Paul’s use of slaves to write Galatians and other letters, then, should trouble us. Yes, Paul was a person of his time and place, and yes, he lived in a world where slavery was normal and presumed. It’s always fraught to judge people by the standards of a different era. But the Bible is not only the Bible for past eras and bygone times and places. The Bible is the Bible for our time and place, and in our time and place we recognize that slavery is wrong. We ought to face the moral difficulty of knowing that our sacred texts only exist because they have passed through the forced labor of enslaved people. We ought to reckon with the uncomfortable truth that our Bible is a product of slavery, and that whatever truth or glory we find in it is tempered with the full reality of the world’s brokenness. We can never forget that we live in the world as it is, not in the world as we wish it were or the world as it ought to be.

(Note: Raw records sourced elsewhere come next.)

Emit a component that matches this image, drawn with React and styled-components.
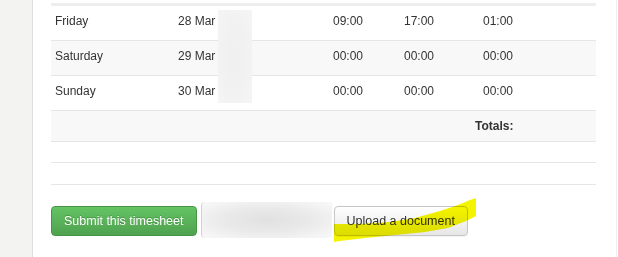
import React from "react";
import styled, { createGlobalStyle } from "styled-components";

const Global = createGlobalStyle`
  html, body { margin: 0; padding: 0; background: #fff; }
  body { font-family: "Liberation Sans", Arial, sans-serif; color: #333; }
`;

const Shell = styled.div`
  position: relative;
  display: flex;
  width: 618px;
  height: 257px;
  overflow: hidden;
`;

const Sidebar = styled.div`
  width: 32px;
  flex: none;
  background: #f3f3f2;
  border-right: 1px solid #dedede;
`;

const Main = styled.div`
  width: 584px;
  flex: none;
  box-sizing: border-box;
  padding: 3px 21px 0 18px;
  border-right: 1px solid #efefef;
`;

const Table = styled.div`
  position: relative;
  width: 545px;
`;

const TopBand = styled.div`
  height: 3px;
  background: #eeeeee;
`;

const Row = styled.div`
  display: grid;
  grid-template-columns: 123px 155px 71px 79px 1fr;
  box-sizing: border-box;
  height: ${(p) => p.$h}px;
  background: ${(p) => (p.$striped ? "#f8f8f8" : "#fff")};
  border-bottom: 1px solid #e6e6e6;
`;

const Cell = styled.div`
  font-size: 12px;
  line-height: 18px;
  padding: 6px 0 0 ${(p) => (p.$shift ? 0 : 4)}px;
  margin-left: ${(p) => (p.$shift ? -4 : 0)}px;
  font-weight: ${(p) => (p.$bold ? 700 : 400)};
  color: #333;
  white-space: nowrap;
`;

const Redact = styled.div`
  position: absolute;
  left: 167px;
  top: 7px;
  width: 34px;
  height: 93px;
  background: radial-gradient(ellipse at 50% 50%, #efefef 0%, #f2f2f2 60%, #f5f5f5 100%);
`;

const ButtonBar = styled.div`
  display: flex;
  align-items: flex-start;
  width: 545px;
  padding: 21px 0 20px;
  border-bottom: 1px solid #e6e6e6;
`;

const Button = styled.button`
  box-sizing: border-box;
  height: 30px;
  padding: 0 12px;
  margin: 0 ${(p) => p.$mr || 0}px 0 0;
  border-radius: 4px;
  font-family: "Liberation Sans", Arial, sans-serif;
  font-size: 12.5px;
  line-height: 28px;
  cursor: pointer;
  ${(p) =>
    p.$variant === "success"
      ? `
    color: #fff;
    background: linear-gradient(#64c364, #4fa24f);
    border: 1px solid #479447;
    text-shadow: 0 -1px 0 rgba(0,0,0,0.2);
  `
      : `
    color: #333;
    background: linear-gradient(#ffffff, #e6e6e6);
    border: 1px solid #c6c6c6;
    box-shadow: 0 1px 1px rgba(0,0,0,0.05);
  `}
`;

const BlurBlock = styled.div`
  box-sizing: border-box;
  width: 131px;
  height: 36px;
  margin: -4px 2px 0 0;
  border-left: 1px solid #d2d2d2;
  border-radius: 4px 0 0 4px;
  background: radial-gradient(ellipse at 50% 50%, #e1e1e1 0%, #e9e9e9 45%, #f5f5f5 85%, #f8f8f8 100%);
`;

const Highlight = styled.svg`
  position: absolute;
  left: 330px;
  top: 195px;
  mix-blend-mode: multiply;
  pointer-events: none;
`;

const days = [
  { day: "Friday", date: "28 Mar", t: ["09:00", "17:00", "01:00"] },
  { day: "Saturday", date: "29 Mar", t: ["00:00", "00:00", "00:00"], striped: true },
  { day: "Sunday", date: "30 Mar", t: ["00:00", "00:00", "00:00"] },
];

export default function App() {
  return (
    <>
      <Global />
      <Shell>
        <Sidebar />
        <Main>
          <Table>
            <TopBand />
            {days.map((d) => (
              <Row key={d.day} $h={35} $striped={d.striped}>
                <Cell>{d.day}</Cell>
                <Cell>{d.date}</Cell>
                {d.t.map((x, i) => (
                  <Cell key={i}>{x}</Cell>
                ))}
              </Row>
            ))}
            <Row $h={31} $striped>
              <Cell />
              <Cell />
              <Cell />
              <Cell />
              <Cell $bold $shift>
                Totals:
              </Cell>
            </Row>
            <Row $h={21} />
            <Row $h={22} />
            <Redact />
          </Table>
          <ButtonBar>
            <Button $variant="success" $mr={4}>
              Submit this timesheet
            </Button>
            <BlurBlock />
            <Button>Upload a document</Button>
          </ButtonBar>
        </Main>
        <Highlight width="150" height="50" viewBox="0 0 150 50">
          <polygon
            fill="#f4f400"
            points="4,29 30,29 60,27 85,23 110,16 128,10 140,5 146,3 146,21 136,26 118,33 95,37 65,40 35,43 10,46 4,47"
          />
        </Highlight>
      </Shell>
    </>
  );
}
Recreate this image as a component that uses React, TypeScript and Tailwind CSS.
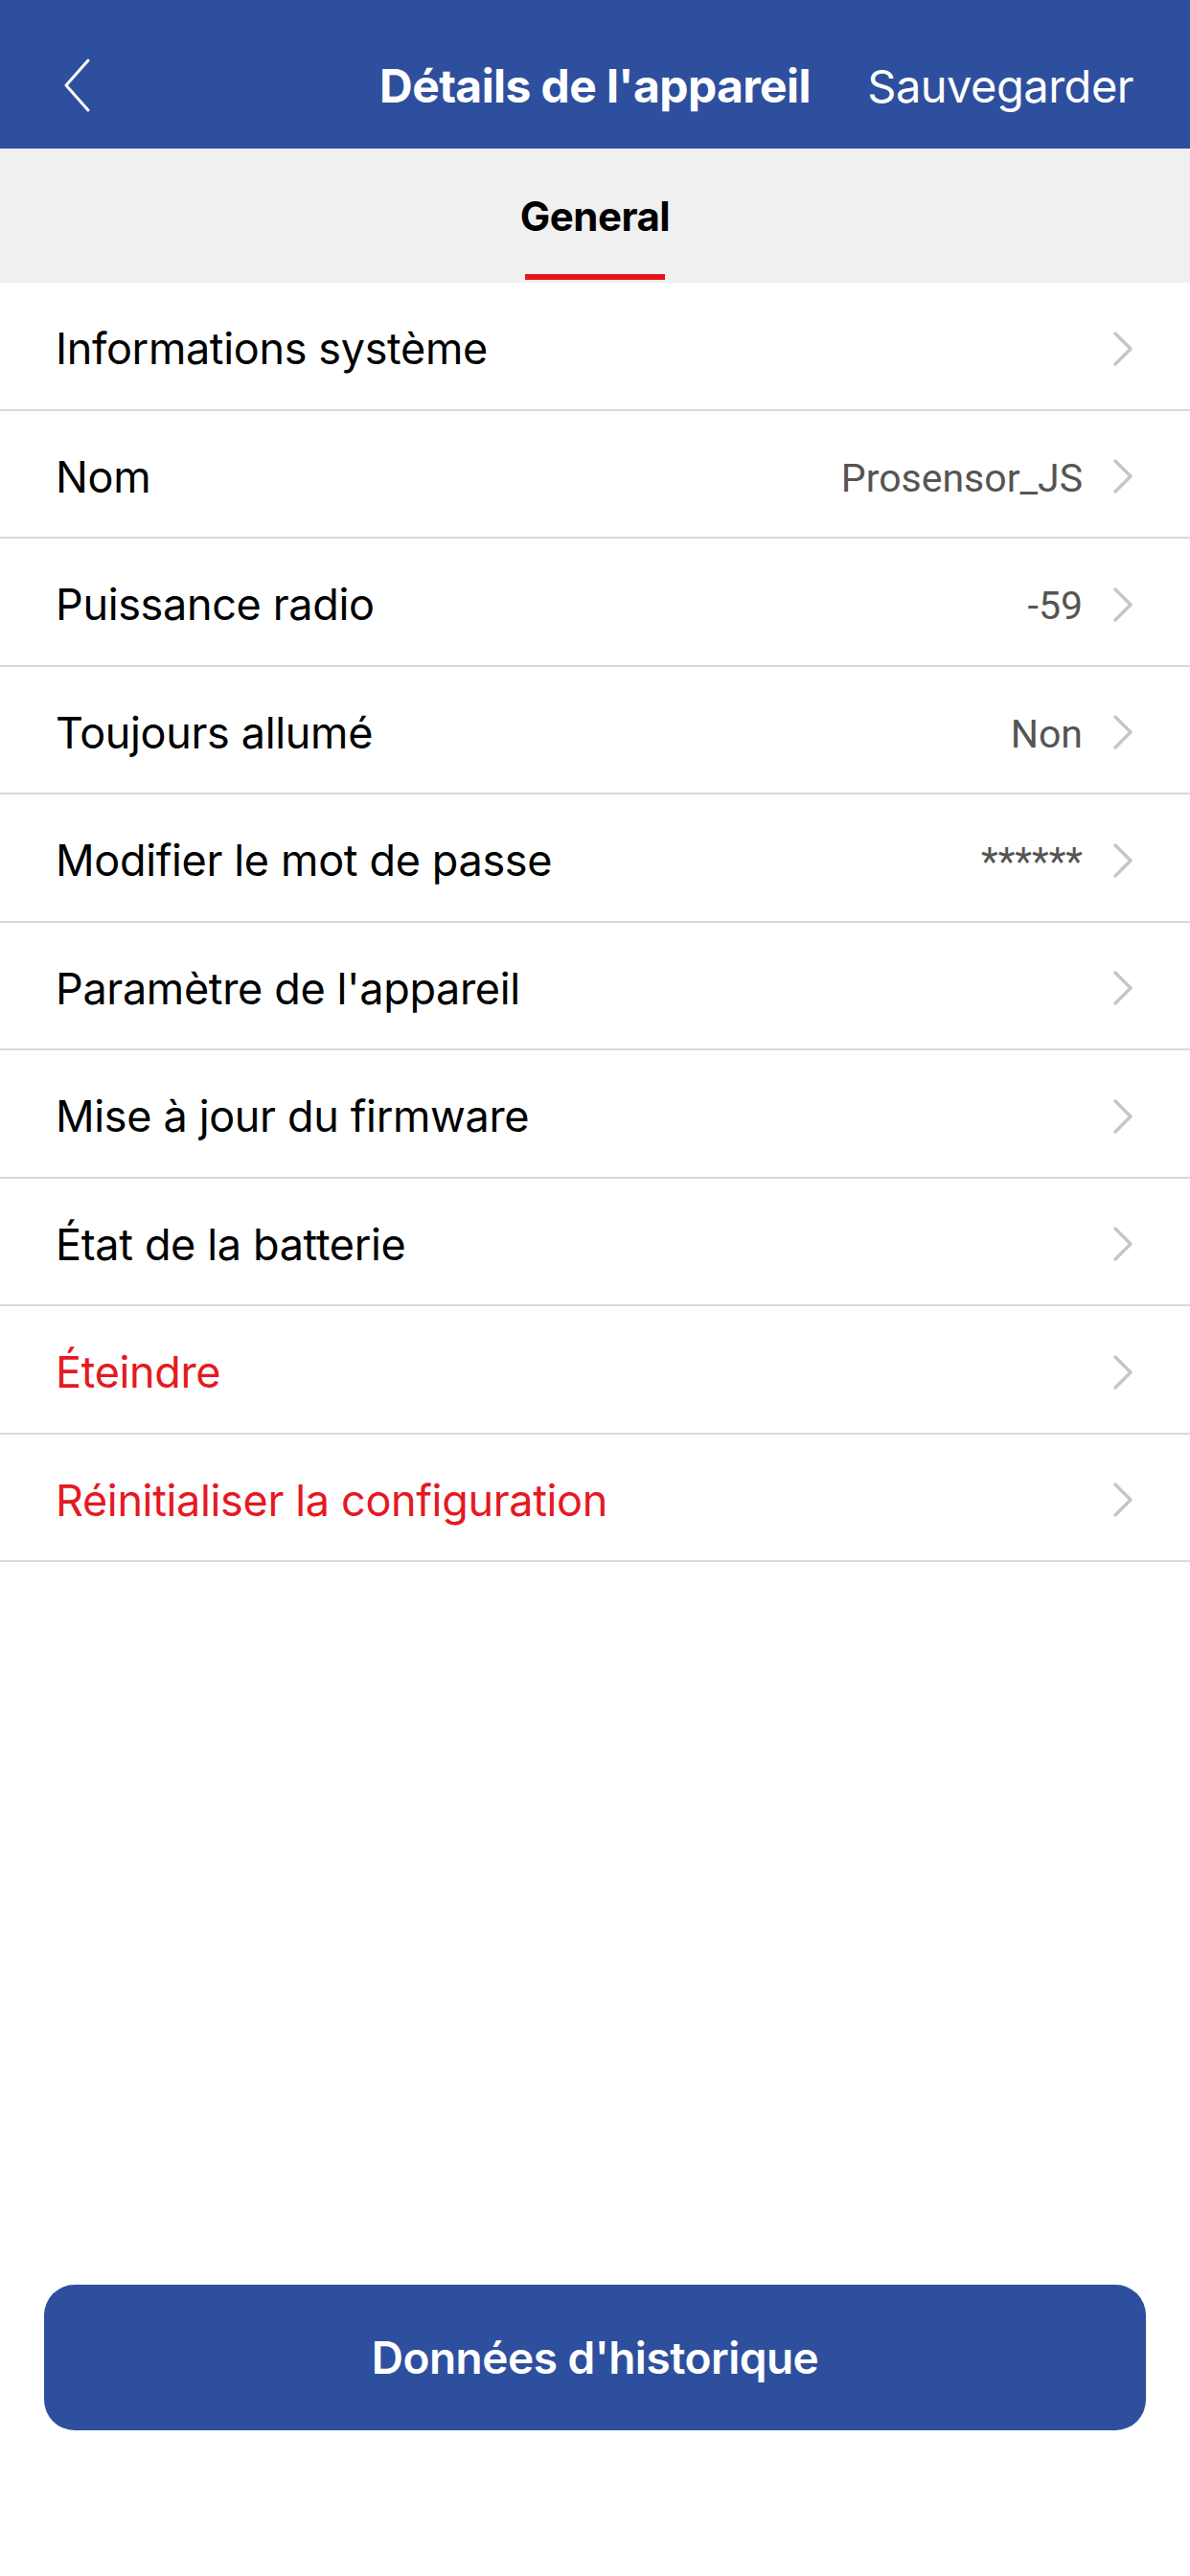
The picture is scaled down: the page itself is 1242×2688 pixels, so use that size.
import React from 'react';

type Row = {
  label: string;
  value?: string;
  danger?: boolean;
};

const rows: Row[] = [
  { label: 'Informations système' },
  { label: 'Nom', value: 'Prosensor_JS' },
  { label: 'Puissance radio', value: '-59' },
  { label: 'Toujours allumé', value: 'Non' },
  { label: 'Modifier le mot de passe', value: '******' },
  { label: "Paramètre de l'appareil" },
  { label: 'Mise à jour du firmware' },
  { label: 'État de la batterie' },
  { label: 'Éteindre', danger: true },
  { label: 'Réinitialiser la configuration', danger: true },
];

const Chevron = () => (
  <svg width="22" height="38" viewBox="0 0 22 38" fill="none" className="shrink-0">
    <path
      d="M3 3 L19 19 L3 35"
      stroke="#c6c6c6"
      strokeWidth="3.5"
      strokeLinecap="round"
      strokeLinejoin="round"
    />
  </svg>
);

export default function App() {
  return (
    <div className="w-[1242px] h-[2688px] bg-white flex flex-col font-['Inter',sans-serif]">
      {/* header */}
      <header className="h-[155px] bg-[#2e4f9e] text-white flex items-center pt-[22px] px-[59px] relative">
        <svg width="30" height="56" viewBox="0 0 30 56" fill="none" className="ml-[6px]">
          <path d="M27 2 L4 28 L27 54" stroke="white" strokeWidth="3" strokeLinecap="round" strokeLinejoin="round" />
        </svg>
        <h1 className="absolute left-0 right-0 top-[24px] bottom-0 flex items-center justify-center text-[48px] font-bold tracking-[-0.6px] pointer-events-none">
          Détails de l'appareil
        </h1>
        <span className="ml-auto mt-[4px] text-[47px] tracking-[-0.5px]">Sauvegarder</span>
      </header>

      {/* tabs */}
      <div className="h-[140px] bg-[#f0f0f0] flex flex-col items-center pt-[45px]">
        <span className="text-[42px] leading-[52px] font-bold text-black tracking-[-0.5px]">General</span>
        <div className="mt-[34px] w-[146px] h-[6px] bg-[#e5151c]" />
      </div>

      {/* list */}
      <div className="flex flex-col">
        {rows.map((r) => (
          <div
            key={r.label}
            className="h-[133.5px] border-b-2 border-[#d9d9d9] flex items-center pl-[58px] pr-[59px] pt-[6px]"
          >
            <span
              className={`text-[45px] tracking-[-0.35px] ${r.danger ? 'text-[#e5191f]' : 'text-black'}`}
            >
              {r.label}
            </span>
            <span className="ml-auto mr-[31px] mt-[4px] text-[41px] text-[#555555] font-['Roboto',sans-serif]">
              {r.value}
            </span>
            <Chevron />
          </div>
        ))}
      </div>

      <div className="flex-1" />

      {/* bottom button */}
      <div className="px-[46px] pb-[152px]">
        <button className="w-full h-[152px] rounded-[32px] bg-[#2e4f9e] text-white text-[46px] font-semibold tracking-[-0.5px]">
          Données d'historique
        </button>
      </div>
    </div>
  );
}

As for Galatians 6:11, I will forever be captivated by the image of Paul taking the pen (perhaps from Tertius or some other enslaved scribe) and scribbling out a few lines himself. His handwriting would have looked shabby next to the fine and regular letters of someone who had been trained for the work of writing. It was different enough, shabbier enough, that Paul found it worth commenting upon—that Paul felt he needed to point it out and make a little joke about it. Perhaps the two people in the room would have had a little laugh about it, or perhaps the scribe would have rolled his eyes at the badly formed letters of a religious zealot. It's a human moment, and an inhumane one too, among all the words and arguments of a Pauline letter. It’s a little bit of the personal in the midst of scripture, like a fingerprint on the back of the canvas of a masterpiece. And I love it.